* _WRITTEN TASK_: Look through the listing and locate every line containing the word "table"; copy those lines.

* _SUPPLIED DATA_:
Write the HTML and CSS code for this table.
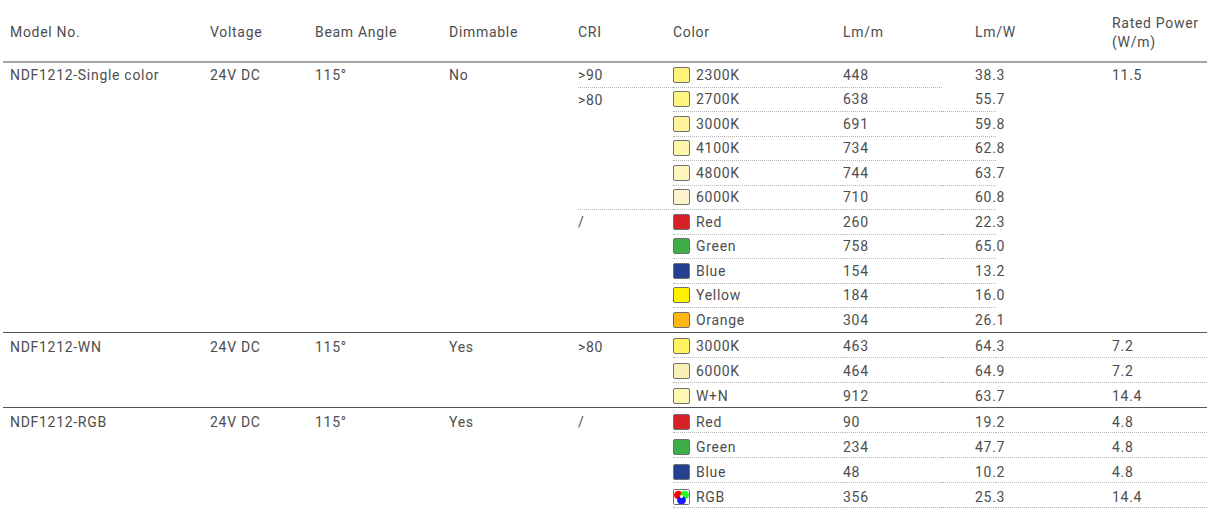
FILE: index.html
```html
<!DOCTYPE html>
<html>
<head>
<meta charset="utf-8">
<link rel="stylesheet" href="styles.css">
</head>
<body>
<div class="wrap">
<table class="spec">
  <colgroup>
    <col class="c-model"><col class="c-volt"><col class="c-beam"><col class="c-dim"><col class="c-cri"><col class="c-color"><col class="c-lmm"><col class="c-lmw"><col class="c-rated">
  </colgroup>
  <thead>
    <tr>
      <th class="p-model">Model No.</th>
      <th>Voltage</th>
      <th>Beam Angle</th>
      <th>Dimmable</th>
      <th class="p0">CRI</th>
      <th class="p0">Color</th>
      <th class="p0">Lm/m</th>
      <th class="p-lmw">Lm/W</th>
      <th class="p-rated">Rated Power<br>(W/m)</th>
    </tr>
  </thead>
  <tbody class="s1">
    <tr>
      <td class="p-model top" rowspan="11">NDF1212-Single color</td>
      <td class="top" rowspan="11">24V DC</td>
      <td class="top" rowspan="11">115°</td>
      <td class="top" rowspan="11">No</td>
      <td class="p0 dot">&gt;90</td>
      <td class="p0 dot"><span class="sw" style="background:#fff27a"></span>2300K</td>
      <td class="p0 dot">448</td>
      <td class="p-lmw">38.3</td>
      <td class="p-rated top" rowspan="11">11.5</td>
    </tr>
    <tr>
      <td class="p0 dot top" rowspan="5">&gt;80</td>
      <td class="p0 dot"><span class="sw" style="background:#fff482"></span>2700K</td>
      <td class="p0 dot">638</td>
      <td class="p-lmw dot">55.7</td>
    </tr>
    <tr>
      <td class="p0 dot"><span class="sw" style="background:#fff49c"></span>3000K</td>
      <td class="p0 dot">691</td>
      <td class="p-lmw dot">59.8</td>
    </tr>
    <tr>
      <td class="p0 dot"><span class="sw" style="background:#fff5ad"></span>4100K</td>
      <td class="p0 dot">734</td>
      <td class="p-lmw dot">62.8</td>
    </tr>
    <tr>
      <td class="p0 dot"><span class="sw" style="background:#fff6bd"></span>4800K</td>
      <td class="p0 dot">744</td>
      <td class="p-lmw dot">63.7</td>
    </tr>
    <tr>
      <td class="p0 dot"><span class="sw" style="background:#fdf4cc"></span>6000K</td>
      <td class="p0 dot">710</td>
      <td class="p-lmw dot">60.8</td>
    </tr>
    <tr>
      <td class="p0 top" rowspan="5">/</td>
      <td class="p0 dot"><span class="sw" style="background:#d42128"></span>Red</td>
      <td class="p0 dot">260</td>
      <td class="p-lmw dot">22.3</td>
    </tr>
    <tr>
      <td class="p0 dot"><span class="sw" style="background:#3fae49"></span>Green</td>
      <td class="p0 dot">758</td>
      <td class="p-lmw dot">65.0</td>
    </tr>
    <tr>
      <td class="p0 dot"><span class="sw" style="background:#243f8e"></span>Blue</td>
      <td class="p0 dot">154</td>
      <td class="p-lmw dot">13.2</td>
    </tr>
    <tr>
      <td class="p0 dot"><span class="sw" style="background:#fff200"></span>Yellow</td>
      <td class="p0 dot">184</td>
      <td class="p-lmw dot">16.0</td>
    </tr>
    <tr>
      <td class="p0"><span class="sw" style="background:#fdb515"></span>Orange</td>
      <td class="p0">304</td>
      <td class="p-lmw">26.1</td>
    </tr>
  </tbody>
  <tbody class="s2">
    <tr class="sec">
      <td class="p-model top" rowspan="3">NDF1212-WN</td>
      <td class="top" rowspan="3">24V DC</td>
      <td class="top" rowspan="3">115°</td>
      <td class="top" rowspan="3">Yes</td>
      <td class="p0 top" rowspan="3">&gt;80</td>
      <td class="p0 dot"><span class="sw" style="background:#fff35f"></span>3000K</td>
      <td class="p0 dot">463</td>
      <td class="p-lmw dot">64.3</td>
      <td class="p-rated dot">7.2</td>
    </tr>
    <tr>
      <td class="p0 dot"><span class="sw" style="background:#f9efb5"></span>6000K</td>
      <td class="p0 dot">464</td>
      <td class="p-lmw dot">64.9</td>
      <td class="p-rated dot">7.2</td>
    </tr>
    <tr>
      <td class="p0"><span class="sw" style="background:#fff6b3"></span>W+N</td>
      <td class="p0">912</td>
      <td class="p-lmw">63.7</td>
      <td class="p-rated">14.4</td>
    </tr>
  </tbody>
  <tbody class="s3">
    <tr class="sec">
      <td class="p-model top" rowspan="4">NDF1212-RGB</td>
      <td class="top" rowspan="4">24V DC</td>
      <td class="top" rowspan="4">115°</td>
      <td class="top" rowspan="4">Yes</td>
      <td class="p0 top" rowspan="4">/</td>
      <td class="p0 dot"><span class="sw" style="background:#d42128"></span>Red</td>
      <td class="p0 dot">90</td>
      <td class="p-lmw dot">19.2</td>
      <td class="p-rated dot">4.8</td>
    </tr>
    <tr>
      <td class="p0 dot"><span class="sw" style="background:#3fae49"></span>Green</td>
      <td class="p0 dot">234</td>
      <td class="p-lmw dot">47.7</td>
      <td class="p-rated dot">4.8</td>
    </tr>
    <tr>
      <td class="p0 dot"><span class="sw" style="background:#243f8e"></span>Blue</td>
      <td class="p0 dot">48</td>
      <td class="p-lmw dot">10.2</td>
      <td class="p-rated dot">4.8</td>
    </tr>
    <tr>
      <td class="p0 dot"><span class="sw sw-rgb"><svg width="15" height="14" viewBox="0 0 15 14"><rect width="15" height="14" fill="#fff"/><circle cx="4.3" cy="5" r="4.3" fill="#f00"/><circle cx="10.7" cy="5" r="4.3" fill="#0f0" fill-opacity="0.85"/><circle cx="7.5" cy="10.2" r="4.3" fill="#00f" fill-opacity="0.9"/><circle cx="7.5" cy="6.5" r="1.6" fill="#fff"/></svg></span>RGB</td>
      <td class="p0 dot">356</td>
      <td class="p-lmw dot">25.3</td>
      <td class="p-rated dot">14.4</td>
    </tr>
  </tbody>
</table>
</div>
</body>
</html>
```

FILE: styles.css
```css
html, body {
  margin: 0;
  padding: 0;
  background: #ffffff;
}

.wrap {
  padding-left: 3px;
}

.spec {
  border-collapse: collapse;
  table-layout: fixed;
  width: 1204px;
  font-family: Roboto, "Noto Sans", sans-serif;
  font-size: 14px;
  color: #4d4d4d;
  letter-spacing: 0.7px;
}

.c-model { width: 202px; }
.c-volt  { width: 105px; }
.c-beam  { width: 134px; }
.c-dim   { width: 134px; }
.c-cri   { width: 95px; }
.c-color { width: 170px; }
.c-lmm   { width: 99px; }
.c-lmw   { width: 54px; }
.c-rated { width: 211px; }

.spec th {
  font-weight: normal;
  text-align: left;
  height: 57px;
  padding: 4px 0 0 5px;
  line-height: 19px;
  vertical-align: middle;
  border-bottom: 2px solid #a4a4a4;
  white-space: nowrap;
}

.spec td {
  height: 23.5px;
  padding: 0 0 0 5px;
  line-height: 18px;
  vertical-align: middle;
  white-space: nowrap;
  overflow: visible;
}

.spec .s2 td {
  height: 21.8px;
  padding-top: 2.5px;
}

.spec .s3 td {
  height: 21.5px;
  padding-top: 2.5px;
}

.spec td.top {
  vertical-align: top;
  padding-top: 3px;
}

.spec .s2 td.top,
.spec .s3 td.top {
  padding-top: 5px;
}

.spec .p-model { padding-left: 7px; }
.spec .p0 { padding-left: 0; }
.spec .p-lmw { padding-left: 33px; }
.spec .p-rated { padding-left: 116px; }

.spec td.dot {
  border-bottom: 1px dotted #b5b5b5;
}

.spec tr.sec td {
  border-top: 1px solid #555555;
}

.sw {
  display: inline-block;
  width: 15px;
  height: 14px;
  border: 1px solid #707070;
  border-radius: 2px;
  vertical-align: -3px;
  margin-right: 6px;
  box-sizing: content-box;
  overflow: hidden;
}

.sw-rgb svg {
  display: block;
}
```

* _ANSWER TO THE EXERCISE_:
Write the HTML and CSS code for this table.
<table class="spec">
</table>
  table-layout: fixed;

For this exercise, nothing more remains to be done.